12th-century Anglo-Norman baron

Geoffrey Talbot (sometimes Geoffrey I Talbot; died c. 1129) was an Anglo-Norman nobleman in medieval England. Holding lands around Swanscombe in Kent, he is often considered to have been the feudal baron of Swanscombe. Besides his lands, he was also given custody of Rochester Castle. His heir was his son, also named Geoffrey.

==Career==
Talbot held lands around Swanscombe, Kent which had been held in 1086 in the Domesday Book by Helto Dapifer, a follower of Odo of Bayeux. Talbot is recorded as the holder of these lands in the 1166 Cartae Baronum, which states that Talbot had the lands some time before his death. (Note: Who held the lands after Odo's forfeiture of his lands in 1088 is unknown.) The Cartae records that the lands around Swanscombe were assessed as owing 20 knight's fees. These holdings around Swanscombe are considered by some historians as probably comprising a feudal barony.

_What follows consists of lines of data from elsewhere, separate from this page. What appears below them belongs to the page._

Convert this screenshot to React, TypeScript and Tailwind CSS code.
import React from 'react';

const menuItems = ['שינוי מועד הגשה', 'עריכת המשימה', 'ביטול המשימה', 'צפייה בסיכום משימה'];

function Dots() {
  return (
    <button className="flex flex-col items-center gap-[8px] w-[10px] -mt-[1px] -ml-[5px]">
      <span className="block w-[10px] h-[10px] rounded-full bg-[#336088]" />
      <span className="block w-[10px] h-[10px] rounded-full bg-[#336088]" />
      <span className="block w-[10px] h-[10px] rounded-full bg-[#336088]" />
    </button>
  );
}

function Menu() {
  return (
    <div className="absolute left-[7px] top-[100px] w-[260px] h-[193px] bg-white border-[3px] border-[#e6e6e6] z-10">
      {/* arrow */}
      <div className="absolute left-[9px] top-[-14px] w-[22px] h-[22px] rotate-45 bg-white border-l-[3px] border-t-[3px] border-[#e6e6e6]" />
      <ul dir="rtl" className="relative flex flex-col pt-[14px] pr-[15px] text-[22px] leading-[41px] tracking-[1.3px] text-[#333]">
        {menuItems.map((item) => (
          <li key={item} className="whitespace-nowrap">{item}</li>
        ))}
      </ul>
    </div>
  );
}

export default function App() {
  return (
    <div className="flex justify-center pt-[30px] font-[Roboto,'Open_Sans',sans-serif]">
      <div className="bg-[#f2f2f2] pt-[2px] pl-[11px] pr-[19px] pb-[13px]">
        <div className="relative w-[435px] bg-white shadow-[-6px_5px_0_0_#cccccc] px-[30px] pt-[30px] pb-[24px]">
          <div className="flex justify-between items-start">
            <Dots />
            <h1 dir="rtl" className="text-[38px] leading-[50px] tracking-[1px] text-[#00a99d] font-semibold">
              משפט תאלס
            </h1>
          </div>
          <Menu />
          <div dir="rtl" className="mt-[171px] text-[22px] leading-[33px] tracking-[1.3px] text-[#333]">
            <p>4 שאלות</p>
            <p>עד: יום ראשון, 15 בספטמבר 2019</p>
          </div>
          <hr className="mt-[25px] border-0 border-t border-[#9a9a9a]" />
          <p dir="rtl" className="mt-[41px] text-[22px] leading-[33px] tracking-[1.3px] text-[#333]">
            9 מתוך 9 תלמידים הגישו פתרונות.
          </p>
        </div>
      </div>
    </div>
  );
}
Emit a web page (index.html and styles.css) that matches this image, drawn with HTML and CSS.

Sometime after 1086 Talbot held lands of the bishops of Rochester also, and around 1100 to 1103 was given control of Rochester Castle by Gundulf of Rochester, who was then the bishop. Talbot may be the same as a Geoffrey Talbot who held lands in Normandy at Cleuville from the Giffards and another estate at Sainte-Croix-sur Buchy near Rouen. For his lands in Kent, Talbot owed castle-guard at Dover Castle.

==Family and legacy==
Talbot married Agnes, who survived him and owed two marks to the king for the right to take control of her dower lands. The family of Agnes is unclear, with David Crouch stating she was a member of the de Lacy family, and the Complete Peerage averring she was probably the daughter of Walter de Lacy and Emma, and sister of Roger and Hugh de Lacy. Katharine Keats-Rohan, however, posits that Agnes was probably the daughter of Helto Dapifer.

Talbot's heir was his son, Geoffrey Talbot, who came into control of his father's lands in 1129. Talbot and Agnes also had a daughter named Sybil, who appears on a grant of lands to Colchester. There may have been another daughter, as the Agnes who married Hugh de Lacy who died around 1115 was probably a daughter of Talbot. Besides the grant witnessed by Sybil, Talbot and Agnes also granted the advowson of a church at Thorington in Essex to Colchester.